##### SUPPLIED DATA

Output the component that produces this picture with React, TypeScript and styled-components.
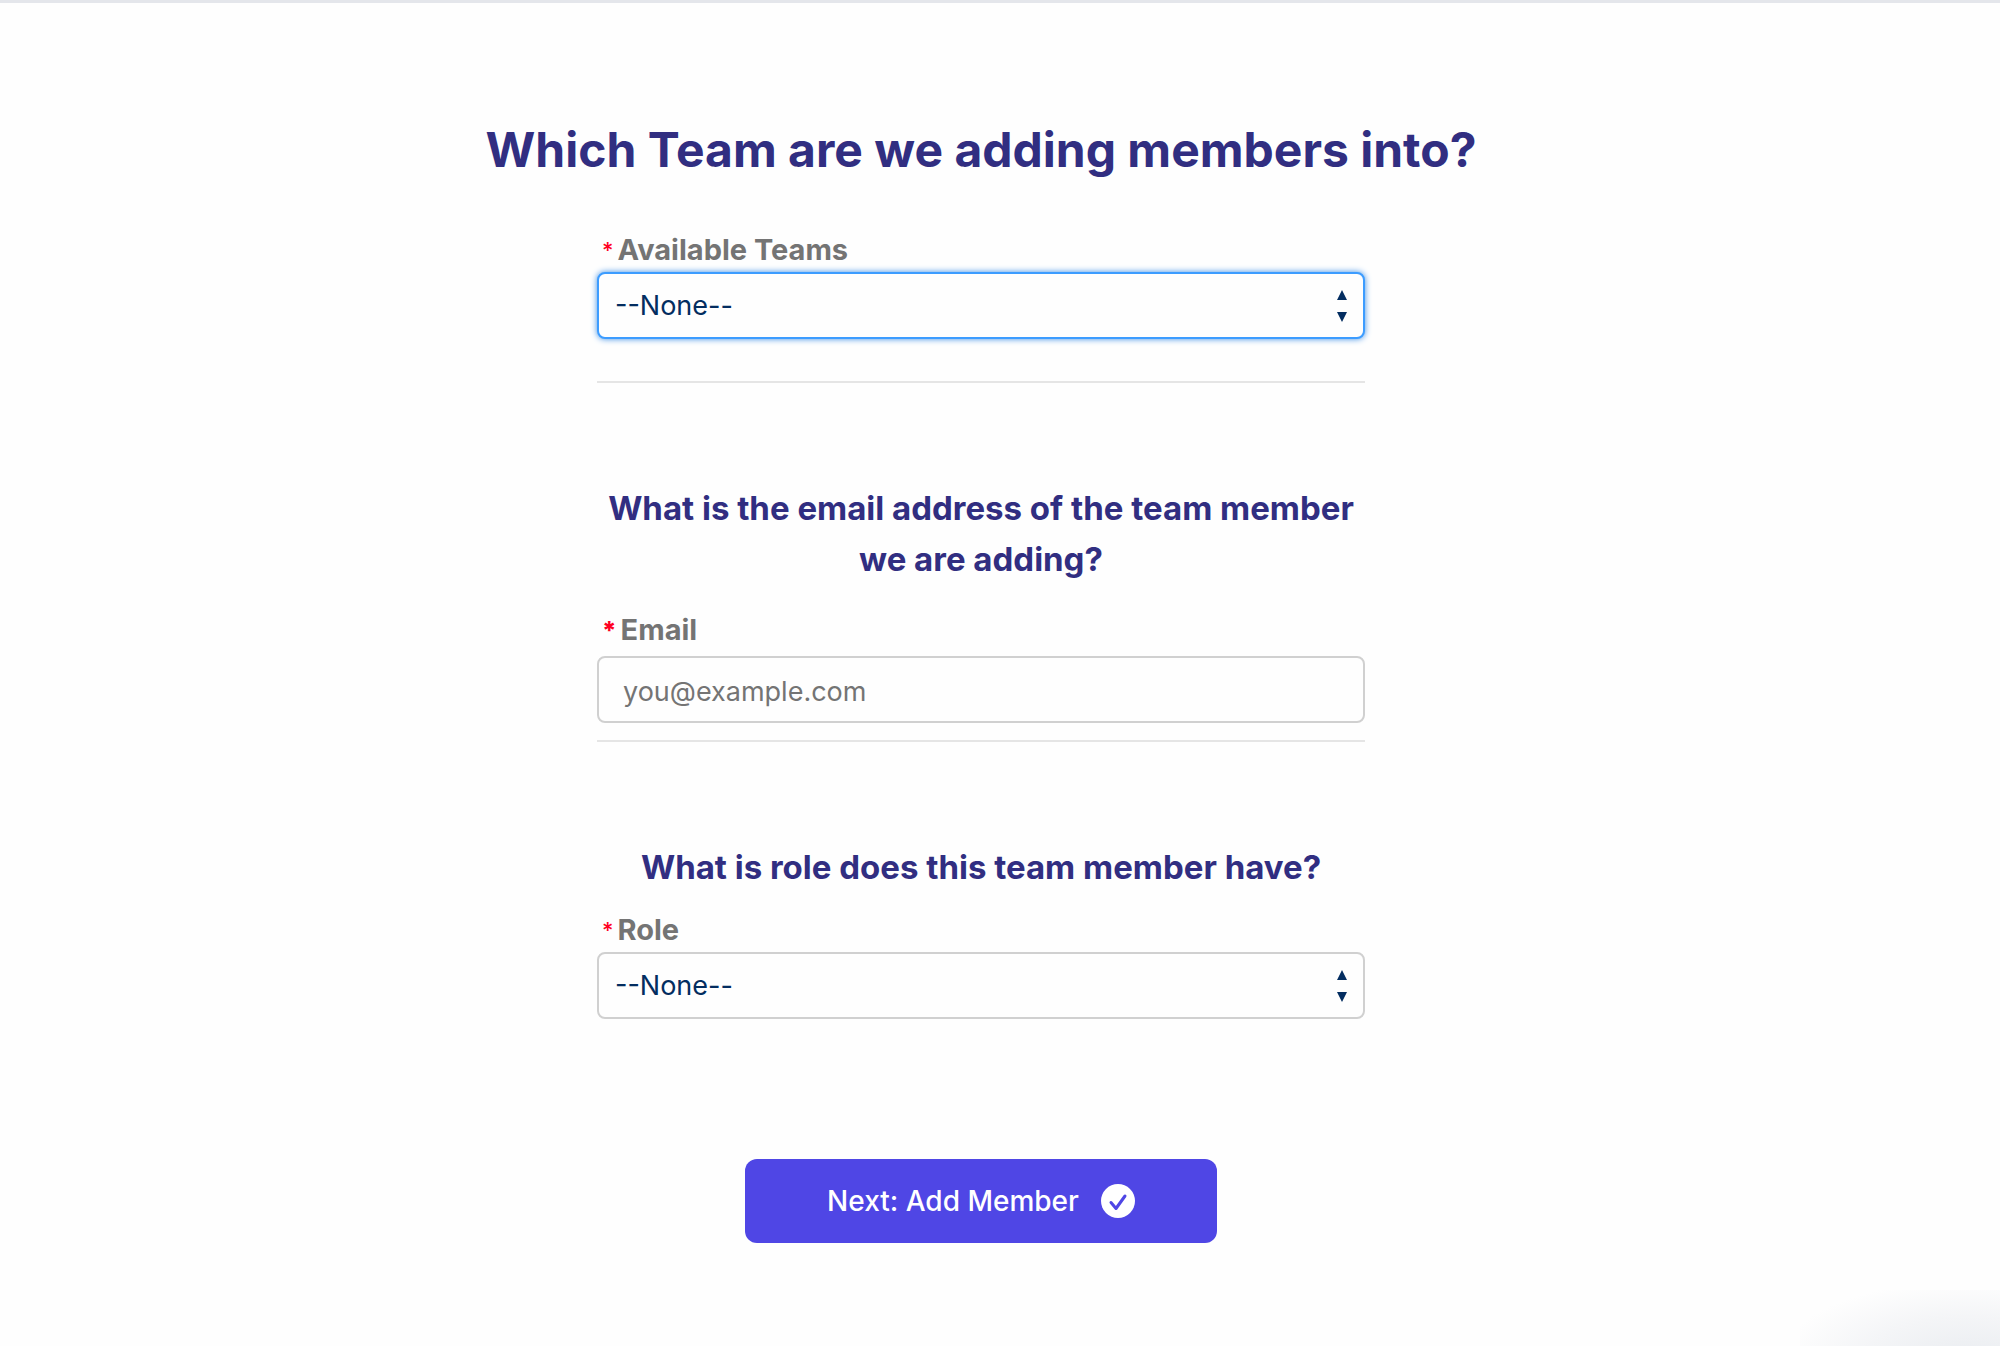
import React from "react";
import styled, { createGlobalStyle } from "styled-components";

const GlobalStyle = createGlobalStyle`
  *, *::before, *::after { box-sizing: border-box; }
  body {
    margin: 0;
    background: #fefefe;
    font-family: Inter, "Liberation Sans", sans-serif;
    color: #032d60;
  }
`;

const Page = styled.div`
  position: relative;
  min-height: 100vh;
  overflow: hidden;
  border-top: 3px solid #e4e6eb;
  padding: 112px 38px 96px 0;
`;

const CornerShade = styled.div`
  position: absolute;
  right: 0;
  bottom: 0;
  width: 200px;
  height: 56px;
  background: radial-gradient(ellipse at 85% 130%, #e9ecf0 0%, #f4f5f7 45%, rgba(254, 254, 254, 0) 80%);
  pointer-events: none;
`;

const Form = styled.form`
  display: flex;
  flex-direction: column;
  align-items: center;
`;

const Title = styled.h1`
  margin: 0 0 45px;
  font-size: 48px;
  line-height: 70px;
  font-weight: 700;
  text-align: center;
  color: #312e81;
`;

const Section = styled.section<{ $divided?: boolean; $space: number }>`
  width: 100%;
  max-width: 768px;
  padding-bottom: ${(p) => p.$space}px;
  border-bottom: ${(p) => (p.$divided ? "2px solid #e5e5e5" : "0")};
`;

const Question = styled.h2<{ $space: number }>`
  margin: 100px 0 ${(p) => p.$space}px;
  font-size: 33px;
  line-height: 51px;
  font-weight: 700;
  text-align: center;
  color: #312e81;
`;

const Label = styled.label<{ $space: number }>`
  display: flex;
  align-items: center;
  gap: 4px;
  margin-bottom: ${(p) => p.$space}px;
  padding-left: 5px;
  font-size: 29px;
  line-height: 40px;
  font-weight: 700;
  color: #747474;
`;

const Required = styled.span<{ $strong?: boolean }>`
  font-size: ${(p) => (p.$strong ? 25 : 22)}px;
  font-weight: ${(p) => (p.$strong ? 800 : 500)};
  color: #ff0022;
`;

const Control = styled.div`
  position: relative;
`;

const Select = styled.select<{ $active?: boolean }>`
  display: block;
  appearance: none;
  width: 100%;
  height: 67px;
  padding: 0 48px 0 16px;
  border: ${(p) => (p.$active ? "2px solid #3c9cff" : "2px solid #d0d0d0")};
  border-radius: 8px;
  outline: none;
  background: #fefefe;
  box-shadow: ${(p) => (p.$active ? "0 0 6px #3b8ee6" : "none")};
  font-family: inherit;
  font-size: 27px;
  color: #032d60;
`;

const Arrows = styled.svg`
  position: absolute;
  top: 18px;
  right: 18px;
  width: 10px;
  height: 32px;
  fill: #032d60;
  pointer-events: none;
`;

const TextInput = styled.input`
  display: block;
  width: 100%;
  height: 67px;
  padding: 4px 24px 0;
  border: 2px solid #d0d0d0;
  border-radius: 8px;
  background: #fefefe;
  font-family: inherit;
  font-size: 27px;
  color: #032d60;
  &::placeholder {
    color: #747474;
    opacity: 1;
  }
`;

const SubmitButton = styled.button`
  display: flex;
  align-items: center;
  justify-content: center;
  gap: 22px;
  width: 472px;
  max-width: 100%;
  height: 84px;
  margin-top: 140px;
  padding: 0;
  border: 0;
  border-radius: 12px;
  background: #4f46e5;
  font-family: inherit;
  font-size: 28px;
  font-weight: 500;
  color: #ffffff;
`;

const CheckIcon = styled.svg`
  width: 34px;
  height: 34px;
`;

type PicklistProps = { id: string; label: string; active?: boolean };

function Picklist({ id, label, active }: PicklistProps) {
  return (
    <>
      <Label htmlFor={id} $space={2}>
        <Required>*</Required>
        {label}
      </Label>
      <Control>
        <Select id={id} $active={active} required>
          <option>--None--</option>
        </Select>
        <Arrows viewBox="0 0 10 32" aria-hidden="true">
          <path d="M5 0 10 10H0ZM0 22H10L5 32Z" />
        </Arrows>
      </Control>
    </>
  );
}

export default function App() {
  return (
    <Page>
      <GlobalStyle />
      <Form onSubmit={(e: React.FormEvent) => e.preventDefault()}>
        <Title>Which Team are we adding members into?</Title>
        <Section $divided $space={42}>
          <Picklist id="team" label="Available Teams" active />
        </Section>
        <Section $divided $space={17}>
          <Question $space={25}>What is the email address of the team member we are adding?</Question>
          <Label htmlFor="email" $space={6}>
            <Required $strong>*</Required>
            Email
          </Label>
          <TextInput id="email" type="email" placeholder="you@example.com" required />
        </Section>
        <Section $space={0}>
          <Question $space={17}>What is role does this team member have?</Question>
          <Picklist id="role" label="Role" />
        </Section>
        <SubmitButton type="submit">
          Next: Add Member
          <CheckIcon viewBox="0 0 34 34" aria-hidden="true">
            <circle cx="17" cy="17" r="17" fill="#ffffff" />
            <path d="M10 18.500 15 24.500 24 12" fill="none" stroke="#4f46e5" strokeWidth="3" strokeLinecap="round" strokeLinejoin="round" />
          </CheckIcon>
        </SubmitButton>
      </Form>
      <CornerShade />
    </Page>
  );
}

##########

**EXERCISE:** Print the whole listing above once more, word for word, without its pictures.

**ANSWER FOR THE TASK:**
Output the component that produces this picture with React, TypeScript and styled-components.
import React from "react";
import styled, { createGlobalStyle } from "styled-components";

const GlobalStyle = createGlobalStyle`
  *, *::before, *::after { box-sizing: border-box; }
  body {
    margin: 0;
    background: #fefefe;
    font-family: Inter, "Liberation Sans", sans-serif;
    color: #032d60;
  }
`;

const Page = styled.div`
  position: relative;
  min-height: 100vh;
  overflow: hidden;
  border-top: 3px solid #e4e6eb;
  padding: 112px 38px 96px 0;
`;

const CornerShade = styled.div`
  position: absolute;
  right: 0;
  bottom: 0;
  width: 200px;
  height: 56px;
  background: radial-gradient(ellipse at 85% 130%, #e9ecf0 0%, #f4f5f7 45%, rgba(254, 254, 254, 0) 80%);
  pointer-events: none;
`;

const Form = styled.form`
  display: flex;
  flex-direction: column;
  align-items: center;
`;

const Title = styled.h1`
  margin: 0 0 45px;
  font-size: 48px;
  line-height: 70px;
  font-weight: 700;
  text-align: center;
  color: #312e81;
`;

const Section = styled.section<{ $divided?: boolean; $space: number }>`
  width: 100%;
  max-width: 768px;
  padding-bottom: ${(p) => p.$space}px;
  border-bottom: ${(p) => (p.$divided ? "2px solid #e5e5e5" : "0")};
`;

const Question = styled.h2<{ $space: number }>`
  margin: 100px 0 ${(p) => p.$space}px;
  font-size: 33px;
  line-height: 51px;
  font-weight: 700;
  text-align: center;
  color: #312e81;
`;

const Label = styled.label<{ $space: number }>`
  display: flex;
  align-items: center;
  gap: 4px;
  margin-bottom: ${(p) => p.$space}px;
  padding-left: 5px;
  font-size: 29px;
  line-height: 40px;
  font-weight: 700;
  color: #747474;
`;

const Required = styled.span<{ $strong?: boolean }>`
  font-size: ${(p) => (p.$strong ? 25 : 22)}px;
  font-weight: ${(p) => (p.$strong ? 800 : 500)};
  color: #ff0022;
`;

const Control = styled.div`
  position: relative;
`;

const Select = styled.select<{ $active?: boolean }>`
  display: block;
  appearance: none;
  width: 100%;
  height: 67px;
  padding: 0 48px 0 16px;
  border: ${(p) => (p.$active ? "2px solid #3c9cff" : "2px solid #d0d0d0")};
  border-radius: 8px;
  outline: none;
  background: #fefefe;
  box-shadow: ${(p) => (p.$active ? "0 0 6px #3b8ee6" : "none")};
  font-family: inherit;
  font-size: 27px;
  color: #032d60;
`;

const Arrows = styled.svg`
  position: absolute;
  top: 18px;
  right: 18px;
  width: 10px;
  height: 32px;
  fill: #032d60;
  pointer-events: none;
`;

const TextInput = styled.input`
  display: block;
  width: 100%;
  height: 67px;
  padding: 4px 24px 0;
  border: 2px solid #d0d0d0;
  border-radius: 8px;
  background: #fefefe;
  font-family: inherit;
  font-size: 27px;
  color: #032d60;
  &::placeholder {
    color: #747474;
    opacity: 1;
  }
`;

const SubmitButton = styled.button`
  display: flex;
  align-items: center;
  justify-content: center;
  gap: 22px;
  width: 472px;
  max-width: 100%;
  height: 84px;
  margin-top: 140px;
  padding: 0;
  border: 0;
  border-radius: 12px;
  background: #4f46e5;
  font-family: inherit;
  font-size: 28px;
  font-weight: 500;
  color: #ffffff;
`;

const CheckIcon = styled.svg`
  width: 34px;
  height: 34px;
`;

type PicklistProps = { id: string; label: string; active?: boolean };

function Picklist({ id, label, active }: PicklistProps) {
  return (
    <>
      <Label htmlFor={id} $space={2}>
        <Required>*</Required>
        {label}
      </Label>
      <Control>
        <Select id={id} $active={active} required>
          <option>--None--</option>
        </Select>
        <Arrows viewBox="0 0 10 32" aria-hidden="true">
          <path d="M5 0 10 10H0ZM0 22H10L5 32Z" />
        </Arrows>
      </Control>
    </>
  );
}

export default function App() {
  return (
    <Page>
      <GlobalStyle />
      <Form onSubmit={(e: React.FormEvent) => e.preventDefault()}>
        <Title>Which Team are we adding members into?</Title>
        <Section $divided $space={42}>
          <Picklist id="team" label="Available Teams" active />
        </Section>
        <Section $divided $space={17}>
          <Question $space={25}>What is the email address of the team member we are adding?</Question>
          <Label htmlFor="email" $space={6}>
            <Required $strong>*</Required>
            Email
          </Label>
          <TextInput id="email" type="email" placeholder="you@example.com" required />
        </Section>
        <Section $space={0}>
          <Question $space={17}>What is role does this team member have?</Question>
          <Picklist id="role" label="Role" />
        </Section>
        <SubmitButton type="submit">
          Next: Add Member
          <CheckIcon viewBox="0 0 34 34" aria-hidden="true">
            <circle cx="17" cy="17" r="17" fill="#ffffff" />
            <path d="M10 18.500 15 24.500 24 12" fill="none" stroke="#4f46e5" strokeWidth="3" strokeLinecap="round" strokeLinejoin="round" />
          </CheckIcon>
        </SubmitButton>
      </Form>
      <CornerShade />
    </Page>
  );
}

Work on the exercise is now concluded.